▸ **Exercise goal**
Output each line exactly as it appears, skipping any embedded picture.

▸ **Recorded data**
———
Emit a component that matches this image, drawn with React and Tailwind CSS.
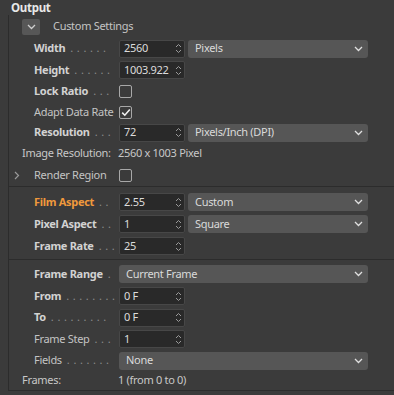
import React from "react";

const font = { fontFamily: '"Noto Sans", "Segoe UI", sans-serif' };

function Spinner() {
  return (
    <svg width="7" height="13" viewBox="0 0 7 13" className="shrink-0">
      <path d="M1 5 L3.5 2.5 L6 5" fill="none" stroke="#9a9a9a" strokeWidth="1" />
      <path d="M1 8 L3.5 10.5 L6 8" fill="none" stroke="#9a9a9a" strokeWidth="1" />
    </svg>
  );
}

function Chevron({ color = "#e0e0e0" }) {
  return (
    <svg width="9" height="6" viewBox="0 0 9 6" className="shrink-0">
      <path d="M1 1 L4.5 4.5 L8 1" fill="none" stroke={color} strokeWidth="1.3" />
    </svg>
  );
}

function Label({ children, bold, orange, dots = 0 }) {
  return (
    <div
      className={
        "w-[85px] shrink-0 flex items-center " +
        (bold ? "font-bold " : "") +
        (orange ? "text-[#f0993c]" : bold ? "text-[#d2d2d2]" : "text-[#c4c4c4]")
      }
    >
      <span className="whitespace-nowrap">{children}</span>
      {dots > 0 && (
        <span className="whitespace-nowrap text-[#8c8c8c] tracking-[3.6px] pl-[5px] font-normal">
          {".".repeat(dots)}
        </span>
      )}
    </div>
  );
}

function NumField({ value }) {
  return (
    <div className="w-[66px] shrink-0 h-[18px] bg-[#292929] border border-[#474747] rounded-[2px] flex items-center justify-between pl-[4px] pr-[2px] text-[#dcdcdc]">
      <span className="whitespace-nowrap">{value}</span>
      <Spinner />
    </div>
  );
}

function Dropdown({ value, className = "" }) {
  return (
    <div className={"h-[18px] shrink-0 bg-[#565656] rounded-[3px] flex items-center justify-between pl-[7px] pr-[5px] text-[#dadada] " + className}>
      <span className="whitespace-nowrap">{value}</span>
      <Chevron />
    </div>
  );
}

function Checkbox({ checked }) {
  return (
    <div className="w-[13px] h-[13px] shrink-0 border border-[#a8a8a8] rounded-[2px] flex items-center justify-center">
      {checked && (
        <svg width="10" height="9" viewBox="0 0 10 9">
          <path d="M1.2 4.6 L3.8 7.2 L8.8 1.5" fill="none" stroke="#f0f0f0" strokeWidth="1.6" />
        </svg>
      )}
    </div>
  );
}

function Row({ h, children }) {
  return <div className={"flex items-center pl-[25px] " + h}>{children}</div>;
}

export default function App() {
  return (
    <div className="w-[394px] h-[395px] bg-[#3b3b3b] overflow-hidden text-[11px] tracking-[-0.3px] text-[#c8c8c8] select-none" style={font}>
      <div className="h-[15px] pl-[11px] font-bold text-[11.5px] text-[#e8e8e8] leading-[15px]">Output</div>
      <div className="ml-[8px] border-l border-[#2c2c2c]">
        <div className="flex items-center h-[23px] pl-[13px]">
          <div className="w-[18px] h-[16px] bg-[#575757] rounded-[2px] flex items-center justify-center">
            <Chevron color="#cfcfcf" />
          </div>
          <span className="ml-[13px] text-[#c4c4c4]">Custom Settings</span>
        </div>

        <Row h="h-[21px]">
          <Label bold dots={6}>Width</Label>
          <NumField value="2560" />
          <Dropdown value="Pixels" className="ml-[3px] w-[180px]" />
        </Row>
        <Row h="h-[22px]">
          <Label bold dots={6}>Height</Label>
          <NumField value="1003.922" />
        </Row>
        <Row h="h-[21px]">
          <Label bold dots={3}>Lock Ratio</Label>
          <Checkbox />
        </Row>
        <Row h="h-[21px]">
          <Label>Adapt Data Rate</Label>
          <Checkbox checked />
        </Row>
        <Row h="h-[19px]">
          <Label bold dots={3}>Resolution</Label>
          <NumField value="72" />
          <Dropdown value="Pixels/Inch (DPI)" className="ml-[3px] w-[180px]" />
        </Row>
        <div className="flex items-center h-[22px] pl-[13px]">
          <span className="w-[96px] shrink-0 whitespace-nowrap">Image Resolution:</span>
          <span className="whitespace-nowrap">2560 x 1003 Pixel</span>
        </div>
        <div className="flex items-center h-[22px] pl-[5px]">
          <svg width="6" height="9" viewBox="0 0 6 9" className="shrink-0">
            <path d="M1 1 L4.5 4.5 L1 8" fill="none" stroke="#9a9a9a" strokeWidth="1.2" />
          </svg>
          <span className="w-[85px] ml-[14px] shrink-0 whitespace-nowrap text-[#c4c4c4]">Render Region</span>
          <Checkbox />
        </div>

        <div className="border-t border-[#2c2c2c] pt-[4px] pb-[2px]">
          <Row h="h-[22px]">
            <Label bold orange dots={2}>Film Aspect</Label>
            <NumField value="2.55" />
            <Dropdown value="Custom" className="ml-[3px] w-[180px]" />
          </Row>
          <Row h="h-[22px]">
            <Label bold dots={2}>Pixel Aspect</Label>
            <NumField value="1" />
            <Dropdown value="Square" className="ml-[3px] w-[180px]" />
          </Row>
          <Row h="h-[22px]">
            <Label bold dots={3}>Frame Rate</Label>
            <NumField value="25" />
          </Row>
        </div>

        <div className="border-t border-[#2c2c2c] pt-[3px] border-b">
          <Row h="h-[22px]">
            <Label bold dots={1}>Frame Range</Label>
            <Dropdown value="Current Frame" className="w-[249px]" />
          </Row>
          <Row h="h-[22px]">
            <Label bold dots={8}>From</Label>
            <NumField value="0 F" />
          </Row>
          <Row h="h-[21px]">
            <Label bold dots={9}>To</Label>
            <NumField value="0 F" />
          </Row>
          <Row h="h-[22px]">
            <Label dots={3}>Frame Step</Label>
            <NumField value="1" />
          </Row>
          <Row h="h-[21px]">
            <Label dots={7}>Fields</Label>
            <Dropdown value="None" className="w-[249px]" />
          </Row>
          <div className="flex items-center h-[19px] pl-[13px]">
            <span className="w-[96px] shrink-0">Frames:</span>
            <span className="whitespace-nowrap">1 (from 0 to 0)</span>
          </div>
        </div>
      </div>
    </div>
  );
}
———
▸ **Written response**
Emit a component that matches this image, drawn with React and Tailwind CSS.
import React from "react";

const font = { fontFamily: '"Noto Sans", "Segoe UI", sans-serif' };

function Spinner() {
  return (
    <svg width="7" height="13" viewBox="0 0 7 13" className="shrink-0">
      <path d="M1 5 L3.5 2.5 L6 5" fill="none" stroke="#9a9a9a" strokeWidth="1" />
      <path d="M1 8 L3.5 10.5 L6 8" fill="none" stroke="#9a9a9a" strokeWidth="1" />
    </svg>
  );
}

function Chevron({ color = "#e0e0e0" }) {
  return (
    <svg width="9" height="6" viewBox="0 0 9 6" className="shrink-0">
      <path d="M1 1 L4.5 4.5 L8 1" fill="none" stroke={color} strokeWidth="1.3" />
    </svg>
  );
}

function Label({ children, bold, orange, dots = 0 }) {
  return (
    <div
      className={
        "w-[85px] shrink-0 flex items-center " +
        (bold ? "font-bold " : "") +
        (orange ? "text-[#f0993c]" : bold ? "text-[#d2d2d2]" : "text-[#c4c4c4]")
      }
    >
      <span className="whitespace-nowrap">{children}</span>
      {dots > 0 && (
        <span className="whitespace-nowrap text-[#8c8c8c] tracking-[3.6px] pl-[5px] font-normal">
          {".".repeat(dots)}
        </span>
      )}
    </div>
  );
}

function NumField({ value }) {
  return (
    <div className="w-[66px] shrink-0 h-[18px] bg-[#292929] border border-[#474747] rounded-[2px] flex items-center justify-between pl-[4px] pr-[2px] text-[#dcdcdc]">
      <span className="whitespace-nowrap">{value}</span>
      <Spinner />
    </div>
  );
}

function Dropdown({ value, className = "" }) {
  return (
    <div className={"h-[18px] shrink-0 bg-[#565656] rounded-[3px] flex items-center justify-between pl-[7px] pr-[5px] text-[#dadada] " + className}>
      <span className="whitespace-nowrap">{value}</span>
      <Chevron />
    </div>
  );
}

function Checkbox({ checked }) {
  return (
    <div className="w-[13px] h-[13px] shrink-0 border border-[#a8a8a8] rounded-[2px] flex items-center justify-center">
      {checked && (
        <svg width="10" height="9" viewBox="0 0 10 9">
          <path d="M1.2 4.6 L3.8 7.2 L8.8 1.5" fill="none" stroke="#f0f0f0" strokeWidth="1.6" />
        </svg>
      )}
    </div>
  );
}

function Row({ h, children }) {
  return <div className={"flex items-center pl-[25px] " + h}>{children}</div>;
}

export default function App() {
  return (
    <div className="w-[394px] h-[395px] bg-[#3b3b3b] overflow-hidden text-[11px] tracking-[-0.3px] text-[#c8c8c8] select-none" style={font}>
      <div className="h-[15px] pl-[11px] font-bold text-[11.5px] text-[#e8e8e8] leading-[15px]">Output</div>
      <div className="ml-[8px] border-l border-[#2c2c2c]">
        <div className="flex items-center h-[23px] pl-[13px]">
          <div className="w-[18px] h-[16px] bg-[#575757] rounded-[2px] flex items-center justify-center">
            <Chevron color="#cfcfcf" />
          </div>
          <span className="ml-[13px] text-[#c4c4c4]">Custom Settings</span>
        </div>

        <Row h="h-[21px]">
          <Label bold dots={6}>Width</Label>
          <NumField value="2560" />
          <Dropdown value="Pixels" className="ml-[3px] w-[180px]" />
        </Row>
        <Row h="h-[22px]">
          <Label bold dots={6}>Height</Label>
          <NumField value="1003.922" />
        </Row>
        <Row h="h-[21px]">
          <Label bold dots={3}>Lock Ratio</Label>
          <Checkbox />
        </Row>
        <Row h="h-[21px]">
          <Label>Adapt Data Rate</Label>
          <Checkbox checked />
        </Row>
        <Row h="h-[19px]">
          <Label bold dots={3}>Resolution</Label>
          <NumField value="72" />
          <Dropdown value="Pixels/Inch (DPI)" className="ml-[3px] w-[180px]" />
        </Row>
        <div className="flex items-center h-[22px] pl-[13px]">
          <span className="w-[96px] shrink-0 whitespace-nowrap">Image Resolution:</span>
          <span className="whitespace-nowrap">2560 x 1003 Pixel</span>
        </div>
        <div className="flex items-center h-[22px] pl-[5px]">
          <svg width="6" height="9" viewBox="0 0 6 9" className="shrink-0">
            <path d="M1 1 L4.5 4.5 L1 8" fill="none" stroke="#9a9a9a" strokeWidth="1.2" />
          </svg>
          <span className="w-[85px] ml-[14px] shrink-0 whitespace-nowrap text-[#c4c4c4]">Render Region</span>
          <Checkbox />
        </div>

        <div className="border-t border-[#2c2c2c] pt-[4px] pb-[2px]">
          <Row h="h-[22px]">
            <Label bold orange dots={2}>Film Aspect</Label>
            <NumField value="2.55" />
            <Dropdown value="Custom" className="ml-[3px] w-[180px]" />
          </Row>
          <Row h="h-[22px]">
            <Label bold dots={2}>Pixel Aspect</Label>
            <NumField value="1" />
            <Dropdown value="Square" className="ml-[3px] w-[180px]" />
          </Row>
          <Row h="h-[22px]">
            <Label bold dots={3}>Frame Rate</Label>
            <NumField value="25" />
          </Row>
        </div>

        <div className="border-t border-[#2c2c2c] pt-[3px] border-b">
          <Row h="h-[22px]">
            <Label bold dots={1}>Frame Range</Label>
            <Dropdown value="Current Frame" className="w-[249px]" />
          </Row>
          <Row h="h-[22px]">
            <Label bold dots={8}>From</Label>
            <NumField value="0 F" />
          </Row>
          <Row h="h-[21px]">
            <Label bold dots={9}>To</Label>
            <NumField value="0 F" />
          </Row>
          <Row h="h-[22px]">
            <Label dots={3}>Frame Step</Label>
            <NumField value="1" />
          </Row>
          <Row h="h-[21px]">
            <Label dots={7}>Fields</Label>
            <Dropdown value="None" className="w-[249px]" />
          </Row>
          <div className="flex items-center h-[19px] pl-[13px]">
            <span className="w-[96px] shrink-0">Frames:</span>
            <span className="whitespace-nowrap">1 (from 0 to 0)</span>
          </div>
        </div>
      </div>
    </div>
  );
}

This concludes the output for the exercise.